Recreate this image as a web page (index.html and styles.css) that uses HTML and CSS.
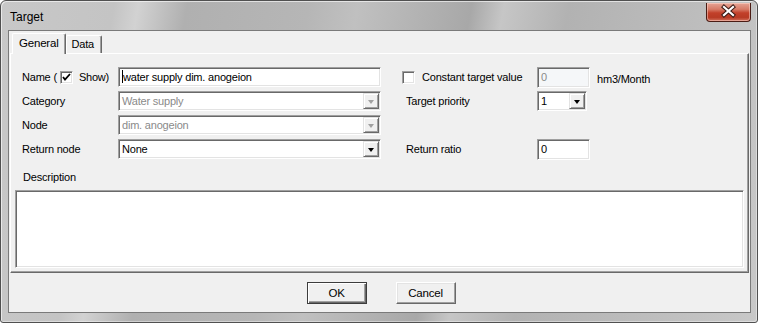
FILE: index.html
```html
<!DOCTYPE html>
<html lang="en">
<head>
<meta charset="UTF-8">
<title>Target</title>
<link rel="stylesheet" href="styles.css">
</head>
<body>
<div class="window">
    <!-- 타이틀바 -->
    <div class="titlebar">
        <span class="title">Target</span>
        <div class="close">
            <svg width="45" height="19" viewBox="0 0 45 19">
                <path d="M18 5 L27 13 M27 5 L18 13" stroke="#3a1a14" stroke-width="4.2" stroke-linecap="square"/>
                <path d="M18 5 L27 13 M27 5 L18 13" stroke="#fff" stroke-width="2.2" stroke-linecap="square"/>
            </svg>
        </div>
    </div>

    <div class="client">
        <div class="tabs">
            <div class="tab selected">General</div>
            <div class="tab">Data</div>
        </div>

        <div class="panel">
            <div class="form">
                <div class="label name-label">Name (<span class="check checked"><svg width="9" height="9" viewBox="0 0 9 9"><path d="M1 4 L3 6.5 L8 1" stroke="#000" stroke-width="1.8" fill="none"/></svg></span> Show)</div>
                <div class="field"><span class="caret"></span>water supply dim. anogeion</div>
                <div></div>
                <div class="label"><span class="check"></span>Constant target value</div>
                <div class="right-cell"><div class="field small disabled">0</div><span class="unit">hm3/Month</span></div>

                <div class="label">Category</div>
                <div class="field combo disabled">Water supply<span class="drop"><i class="arrow"></i></span></div>
                <div></div>
                <div class="label pad">Target priority</div>
                <div class="right-cell"><div class="field combo prio">1<span class="drop"><i class="arrow"></i></span></div></div>

                <div class="label">Node</div>
                <div class="field combo disabled">dim. anogeion<span class="drop"><i class="arrow"></i></span></div>
                <div></div>
                <div></div>
                <div></div>

                <div class="label">Return node</div>
                <div class="field combo">None<span class="drop"><i class="arrow"></i></span></div>
                <div></div>
                <div class="label pad">Return ratio</div>
                <div class="right-cell"><div class="field small">0</div></div>
            </div>

            <div class="desc-label">Description</div>
            <div class="desc"></div>
        </div>

        <div class="buttons">
            <div class="btn default">OK</div>
            <div class="btn">Cancel</div>
        </div>
    </div>
</div>
</body>
</html>
```

FILE: styles.css
```css
body{
    margin: 0;
    background: #fff;
    font-family: "Liberation Sans", Arial, sans-serif;
    font-size: 11px;
    letter-spacing: -0.2px;
    color: #000;
}
/* 창 전체 (윈도우7 베이직 테마 흉내) */
.window{
    width: 758px;
    height: 323px;
    box-sizing: border-box;
    border: 1px solid #505050;
    border-radius: 6px 6px 3px 3px;
    background: linear-gradient(100deg, #c8c8c8 0%, #c4c4c4 14%, #d2d2d2 17%, #b0b0b0 23%, #b6b6b6 38%, #c0c0c0 44%, #a8a8a8 58%, #c6c6c6 62%, #b2b2b2 70%, #bdbdbd 86%, #c8c8c8 100%);
    display: flex;
    flex-direction: column;
    box-shadow: inset 1px 1px rgba(255,255,255,0.6), inset -1px -1px rgba(255,255,255,0.4);
}
.titlebar{
    height: 29px;
    display: flex;
    justify-content: space-between;
    align-items: flex-start;
}
.title{
    font-size: 12px;
    letter-spacing: 0;
    margin: 9px 0 0 9px;
}
.close{
    width: 45px;
    height: 19px;
    margin: 2px 6px 0 0;
    box-sizing: border-box;
    border: 1px solid #4a1c14;
    border-top: none;
    border-radius: 0 0 4px 4px;
    background: linear-gradient(#e6a596 0%, #d77b67 35%, #c2402a 55%, #b83a24 80%, #d2715c 100%);
    box-shadow: inset 0 0 0 1px rgba(255,220,210,0.5);
}
.close svg{
    display: block;
    margin: -1px 0 0 -1px;
}
/* 클라이언트 영역 */
.client{
    flex: 1;
    margin: 0 6px 9px 7px;
    border: 1px solid #7a7a7a;
    background: #f0f0f0;
    display: flex;
    flex-direction: column;
}
.tabs{
    height: 22px;
    flex: none;
    display: flex;
    align-items: flex-end;
    padding-left: 3px;
}
.tab{
    height: 17px;
    line-height: 17px;
    padding: 0 7px 0 5px;
    border-left: 1px solid #fff;
    border-top: 1px solid #fff;
    border-right: 1px solid #696969;
    box-shadow: inset -1px 0 #a0a0a0;
    border-radius: 2px 2px 0 0;
}
.tab.selected{
    height: 20px;
    line-height: 18px;
    padding: 0 6px;
    position: relative;
    top: 1px;
    background: #f0f0f0;
    z-index: 1;
    font-size: 11.5px;
}
.panel{
    flex: 1;
    margin: 0 1px;
    border-top: 1px solid #fff;
    border-left: 1px solid #fff;
    border-right: 1px solid #696969;
    border-bottom: 1px solid #696969;
    box-shadow: inset -1px -1px #a0a0a0;
    display: flex;
    flex-direction: column;
    padding: 13px 4px 4px 4px;
}
/* 입력 폼 그리드 */
.form{
    display: grid;
    grid-template-columns: 96px 263px 21px 135px auto;
    grid-auto-rows: 20px;
    row-gap: 4px;
    padding-left: 7px;
}
.label{
    display: flex;
    align-items: center;
    white-space: nowrap;
}
.label.pad{
    padding-left: 4px;
}
.name-label .check{
    margin: 0 6px 0 3px;
}
.check{
    width: 13px;
    height: 13px;
    box-sizing: border-box;
    background: #fff;
    border: 1px solid;
    border-color: #a0a0a0 #fff #fff #a0a0a0;
    box-shadow: inset 1px 1px #696969, inset -1px -1px #e3e3e3;
    display: inline-flex;
    align-items: center;
    justify-content: center;
    margin-right: 7px;
}
.check svg{
    display: block;
}
.field{
    position: relative;
    height: 20px;
    box-sizing: border-box;
    background: #fff;
    border: 1px solid;
    border-color: #a0a0a0 #fff #fff #a0a0a0;
    box-shadow: inset 1px 1px #696969, inset -1px -1px #e3e3e3;
    padding: 0 3px;
    line-height: 18px;
    white-space: nowrap;
    overflow: hidden;
}
.field.disabled{
    color: #8a8a8a;
}
.field.small{
    width: 53px;
    height: 21px;
}
.field.small.disabled{
    background: #f5f7f9;
}
.field.prio{
    width: 50px;
}
.caret{
    display: inline-block;
    width: 1px;
    height: 13px;
    background: #000;
    vertical-align: -2px;
}
.right-cell{
    display: flex;
    align-items: center;
}
.unit{
    margin-left: 7px;
    margin-top: 4px;
}
/* 콤보박스 버튼 */
.drop{
    position: absolute;
    right: 1px;
    top: 1px;
    width: 16px;
    height: 16px;
    box-sizing: border-box;
    background: #f0f0f0;
    border-top: 1px solid #e3e3e3;
    border-left: 1px solid #e3e3e3;
    border-right: 1px solid #696969;
    border-bottom: 1px solid #696969;
    box-shadow: inset 1px 1px #fff, inset -1px -1px #a0a0a0;
    display: flex;
    align-items: center;
    justify-content: center;
}
.arrow{
    width: 0;
    height: 0;
    border-left: 3.5px solid transparent;
    border-right: 3.5px solid transparent;
    border-top: 4px solid #000;
    margin-top: 1px;
}
.disabled .arrow{
    border-top-color: #a0a0a0;
}
.desc-label{
    margin: 12px 0 0 8px;
    line-height: 13px;
}
.desc{
    flex: 1;
    margin-top: 6px;
    box-sizing: border-box;
    background: #fff;
    border: 1px solid;
    border-color: #a0a0a0 #fff #fff #a0a0a0;
    box-shadow: inset 1px 1px #696969, inset -1px -1px #e3e3e3;
}
/* 하단 버튼 */
.buttons{
    height: 39px;
    flex: none;
    display: flex;
    justify-content: center;
    align-items: flex-start;
    gap: 29px;
    padding: 9px 0 0 3px;
    box-sizing: border-box;
}
.btn{
    width: 60px;
    height: 22px;
    box-sizing: border-box;
    border: 1px solid;
    border-color: #fff #696969 #696969 #fff;
    box-shadow: inset -1px -1px #a0a0a0, inset 1px 1px #e3e3e3;
    text-align: center;
    line-height: 20px;
    font-size: 11.5px;
}
.btn.default{
    border: 1px solid #3c3c3c;
    box-shadow: inset 1px 1px #fff, inset -1px -1px #696969, inset -2px -2px #a0a0a0;
}
```
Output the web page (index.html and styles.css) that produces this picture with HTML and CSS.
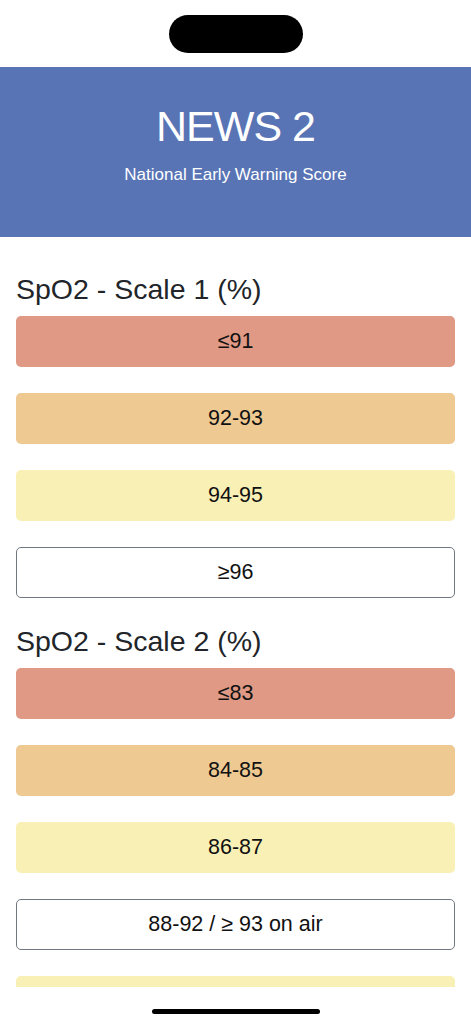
FILE: index.html
```html
<!DOCTYPE html>
<html lang="en">
<head>
<meta charset="utf-8">
<title>NEWS 2</title>
<link rel="stylesheet" href="styles.css">
</head>
<body>
<div class="screen">
  <div class="status-bar"><div class="island"></div></div>
  <header class="hero">
    <h1 class="hero-title">NEWS 2</h1>
    <p class="hero-sub">National Early Warning Score</p>
  </header>
  <main class="content">
    <section class="group">
      <h2 class="group-title">SpO2 - Scale 1 (%)</h2>
      <div class="opt opt-red">≤91</div>
      <div class="opt opt-orange">92-93</div>
      <div class="opt opt-yellow">94-95</div>
      <div class="opt opt-plain">≥96</div>
    </section>
    <section class="group">
      <h2 class="group-title">SpO2 - Scale 2 (%)</h2>
      <div class="opt opt-red">≤83</div>
      <div class="opt opt-orange">84-85</div>
      <div class="opt opt-yellow">86-87</div>
      <div class="opt opt-plain">88-92 / ≥ 93 on air</div>
      <div class="opt opt-yellow"></div>
    </section>
  </main>
  <div class="home-bar"><div class="home-indicator"></div></div>
</div>
</body>
</html>
```
FILE: styles.css
```css
* { box-sizing: border-box; }
html, body { margin: 0; padding: 0; background: #fff; }
body { font-family: "Liberation Sans", Arial, sans-serif; color: #212529; }

.screen {
  width: 471px;
  height: 1024px;
  display: flex;
  flex-direction: column;
  overflow: hidden;
}

.status-bar {
  height: 67px;
  flex: 0 0 67px;
  display: flex;
  justify-content: center;
  padding-top: 15px;
  background: #fff;
}
.island {
  width: 134px;
  height: 38px;
  border-radius: 19px;
  background: #000;
}

.hero {
  flex: 0 0 170px;
  background: #5874b5;
  color: #fff;
  text-align: center;
  padding-top: 32px;
}
.hero-title {
  margin: 0;
  font-size: 43px;
  line-height: 54px;
  font-weight: 400;
  letter-spacing: -1px;
}
.hero-sub {
  margin: 12px 0 0;
  font-size: 17px;
  line-height: 20px;
}

.content {
  flex: 1 1 auto;
  overflow: hidden;
  padding: 35px 16px 0;
}
.group-title {
  margin: 0 0 10px;
  font-size: 28.5px;
  line-height: 34px;
  font-weight: 400;
  color: #212529;
}
.opt {
  height: 51px;
  margin-bottom: 26px;
  border-radius: 5px;
  display: flex;
  align-items: center;
  justify-content: center;
  font-size: 21.5px;
  color: #111;
}
.opt-red { background: #df9984; }
.opt-orange { background: #eec992; }
.opt-yellow { background: #f9f0b5; }
.opt-plain { background: #fff; border: 1px solid #6f7780; }

.home-bar {
  flex: 0 0 37px;
  background: #fff;
  display: flex;
  justify-content: center;
  padding-top: 22px;
}
.home-indicator {
  width: 168px;
  height: 5px;
  border-radius: 3px;
  background: #000;
}
```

________________________

From the records above, how many lines include the word "this"? Only the number is wanted.

_Result_
2